Policy requires up-to-date shots

By Hector Gonzalez

Without any discussion on the dais, Simi Valley school board members gave preliminary approval this week to an updated student immunization policy that falls in line with the requirements of the state’s new vaccination law.

Trustees Tuesday unanimously approved the first reading of the new policy, which bars students from enrolling in the Simi Valley Unified School District without presenting proof of immunization or a signed waiver from a physician exempting them from the state law.

“The superintendent of designee shall not unconditionally admit any student to a district elementary or secondary school, preschool, or child care and development program for the first time, nor after July 1, 2016, admit any student to grade 7 unless the student has been fully immunized,” the new policy reads.

Trustees will cast a final vote on the policy next month. The full wording is available on the district’s website by going to the board of education’s agenda for the Sept. 6 meeting.

The state law that took effect in July requires all students entering kindergarten or seventh grade at public or private schools to have the necessary regimen of shots.

The law no longer allows personal-belief exemptions from vaccination. However, students can still opt out for medical reasons as long as parents provide a doctor’s waiver.

State lawmakers moved to eliminate personal-belief exemptions for students after a measles outbreak in early 2015 that infected nearly 100 people in California.

Health officials traced the first measles cases to an infected, unvaccinated 11-year-old child who had visited Disneyland in late December 2014. Within a few weeks, dozens of new measles cases were reported, many of them by people who had visited the Orange County theme park.

By April 2015, public health officials declared the outbreak over, but the health emergency served to spotlight low vaccination levels at some schools  — as low as 50 percent in some cases — officials reported.

In SVUSD, immunization levels among kindergartners and seventh-graders were up overall in 2015-16, compared to the year before. But the percentage declined from 2014-15 at one school, Santa Susana Elementary, according to state public health statistics.

Last school year, 99 percent of seventh-graders in the district’s three middle schools — Hillside, Sinaloa and Valley View — were up-to-date with their immunizations. The figure at the three schools was 98 percent in 2014- 15, according to the California Department of Public Health.

At Monte Vista School, an independent learning academy that opened last year at the former Abraham Lincoln Elementary School campus on Fourth Street, 90 percent of seventh-graders were up-to-date on their shots in 2015-16.

Among kindergartners, the number of immunized students in 2015-16 ranged from 61 percent of students at Santa Susana to 100 percent at Arroyo, Park View and Crestview elementary schools. In 2014-15, 88 percent of Santa Susana’s kindergarteners were up-to-date on shots.

Most SVUSD elementary schools reported between 95 and 98 percent of kindergartners were fully vaccinated in 2015-16.
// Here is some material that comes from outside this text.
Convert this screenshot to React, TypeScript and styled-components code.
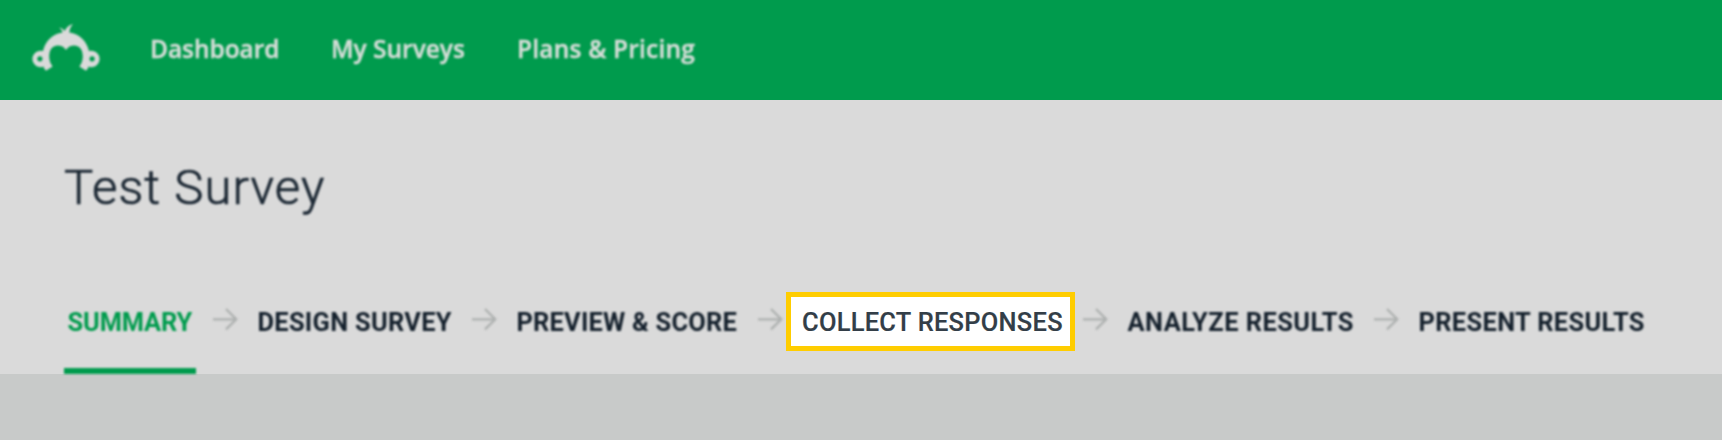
import React from "react";
import styled, { createGlobalStyle } from "styled-components";

const GlobalStyle = createGlobalStyle`
  *, *::before { box-sizing: border-box; }
  html, body { margin: 0; background: #c8cac9; }
`;

const Page = styled.div`
  width: 1722px;
  height: 440px;
  overflow: hidden;
  background: #c8cac9;
`;

const TopBar = styled.header`
  display: flex;
  align-items: center;
  height: 100px;
  padding-left: 32px;
  background: #009b4d;
`;

const Logo = styled.svg`
  display: block;
  width: 68px;
  height: 52px;
  margin: 0 50px 4px 0;
  overflow: visible;
  filter: blur(0.8px);
`;

const Nav = styled.nav`
  display: flex;
  gap: 50px;
  padding-bottom: 2px;
`;

const NavLink = styled.a<{ $width: number; $spacing: number }>`
  width: ${(p) => p.$width}px;
  font: 600 24.5px/34px "Open Sans", sans-serif;
  letter-spacing: ${(p) => p.$spacing}px;
  white-space: nowrap;
  color: #d4ddd7;
  -webkit-text-stroke: 0.5px #d4ddd7;
  filter: blur(0.8px);
`;

const SurveyHeader = styled.section`
  display: flex;
  flex-direction: column;
  justify-content: space-between;
  height: 274px;
  padding: 58px 64px 0;
  background: #dadada;
`;

const Title = styled.h1`
  margin: 0;
  font: 300 49px/60px Roboto, sans-serif;
  letter-spacing: 1.1px;
  white-space: nowrap;
  color: #1c2834;
  -webkit-text-stroke: 0.7px #1c2834;
  filter: blur(0.8px);
`;

const Steps = styled.nav`
  display: flex;
  gap: 17px;
  height: 106px;
`;

const Step = styled.a<{ $width: number; $spacing: number; $active?: boolean }>`
  flex: none;
  width: ${(p) => p.$width}px;
  padding: 35.5px 0 0 3.5px;
  border-bottom: 6px solid ${(p) => (p.$active ? "#009b4d" : "transparent")};
  font: 700 25.4px/36px Roboto, sans-serif;
  letter-spacing: ${(p) => p.$spacing}px;
  white-space: nowrap;
  color: ${(p) => (p.$active ? "#009b4d" : "#14202c")};
  filter: blur(0.8px);
`;

const FocusStep = styled(Step)`
  position: relative;
  z-index: 0;
  padding-left: 3px;
  font-weight: 500;
  color: #333e48;
  -webkit-text-stroke: 0.2px #333e48;
  filter: none;

  &::before {
    content: "";
    position: absolute;
    z-index: -1;
    left: -13px;
    top: 24px;
    width: 289px;
    height: 59px;
    border: 5.5px solid #ffcd00;
    background: #fff;
  }
`;

const Arrow = styled.svg`
  flex: none;
  display: block;
  width: 24px;
  height: 24px;
  margin-top: 39px;
  overflow: visible;
  fill: none;
  stroke: #aeb1b0;
  stroke-width: 2.3;
  filter: blur(0.8px);
`;

type StepItem = { label: string; width: number; spacing: number; kind?: "active" | "focus" };

const steps: StepItem[] = [
  { label: "SUMMARY", width: 132, spacing: -0.12, kind: "active" },
  { label: "DESIGN SURVEY", width: 201, spacing: 0.3 },
  { label: "PREVIEW & SCORE", width: 228, spacing: 0.23 },
  { label: "COLLECT RESPONSES", width: 267, spacing: 0.3, kind: "focus" },
  { label: "ANALYZE RESULTS", width: 233, spacing: 0.47 },
  { label: "PRESENT RESULTS", width: 233, spacing: 0.37 },
];

const links = [
  { label: "Dashboard", width: 131, spacing: -0.05 },
  { label: "My Surveys", width: 136, spacing: 0 },
  { label: "Plans & Pricing", width: 180, spacing: 0.2 },
];

export default function App() {
  return (
    <Page>
      <GlobalStyle />
      <TopBar>
        <Logo viewBox="32 22 68 52" fill="#dadada">
          <path d="M59 27.4Q63 28 64.8 31Q67 25.5 73 24Q69.5 27.8 69.3 32.6C79.5 34 86.5 41 89 51.1A8.2 8.2 0 1 1 88.2 66.5L88.2 68L86 70.8L79.4 66.6Q82.9 62 82.8 56C82.6 49 78.8 45.6 74.3 45.6Q69 45.6 66 50Q63 45.6 57.7 45.6C53.2 45.6 49.4 49 49.2 56Q49.1 62 52.6 66.6L46 70.8L43.8 68L43.8 66.5A8.2 8.2 0 1 1 43 51.1C45.5 41 52.5 34 62.6 32.6Q62 29.5 59 27.4Z" />
          <circle cx="39.9" cy="58.8" r="2.6" fill="#009b4d" />
          <circle cx="92.1" cy="58.8" r="2.6" fill="#009b4d" />
        </Logo>
        <Nav>
          {links.map((l) => (
            <NavLink key={l.label} $width={l.width} $spacing={l.spacing}>
              {l.label}
            </NavLink>
          ))}
        </Nav>
      </TopBar>
      <SurveyHeader>
        <Title>Test Survey</Title>
        <Steps>
          {steps.map((s, i) => {
            const Item = s.kind === "focus" ? FocusStep : Step;
            return (
              <React.Fragment key={s.label}>
                {i > 0 && (
                  <Arrow viewBox="0 0 24 24">
                    <path d="M0 12.3H23M13 2L23.2 12.3L13 22.4" />
                  </Arrow>
                )}
                <Item $width={s.width} $spacing={s.spacing} $active={s.kind === "active"}>
                  {s.label}
                </Item>
              </React.Fragment>
            );
          })}
        </Steps>
      </SurveyHeader>
    </Page>
  );
}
By comparison, in 2014-15 most elementary schools reported between 88 and 95 percent of kindergarten students were immunized.

Two elementary schools, Atherwood and Vista, reported 100 percent of kindergartners immunized that year.
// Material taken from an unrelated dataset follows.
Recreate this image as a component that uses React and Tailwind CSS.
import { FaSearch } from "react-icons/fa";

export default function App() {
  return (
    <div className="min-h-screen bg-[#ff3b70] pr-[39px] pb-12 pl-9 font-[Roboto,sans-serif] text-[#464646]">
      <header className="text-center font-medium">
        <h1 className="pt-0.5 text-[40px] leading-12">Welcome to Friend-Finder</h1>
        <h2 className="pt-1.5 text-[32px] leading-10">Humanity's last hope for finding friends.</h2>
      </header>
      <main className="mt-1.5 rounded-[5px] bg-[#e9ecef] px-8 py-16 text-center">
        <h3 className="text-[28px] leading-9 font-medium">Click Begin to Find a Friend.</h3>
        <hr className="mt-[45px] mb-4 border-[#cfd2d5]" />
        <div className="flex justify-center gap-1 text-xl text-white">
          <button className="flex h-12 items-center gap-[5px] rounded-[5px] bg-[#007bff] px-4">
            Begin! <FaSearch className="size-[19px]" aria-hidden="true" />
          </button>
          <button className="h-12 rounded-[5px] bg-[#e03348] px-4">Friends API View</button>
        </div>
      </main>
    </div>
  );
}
Under the school board’s policy update, SVUSD administrators will work to boost vaccination levels throughout the district.

“To protect the health of all students and staff and to curtail the spread of infectious diseases, the governing board desires to cooperate wit h state and local health agencies to encourage immunization of all district students against preventable diseases,” the updated policy states.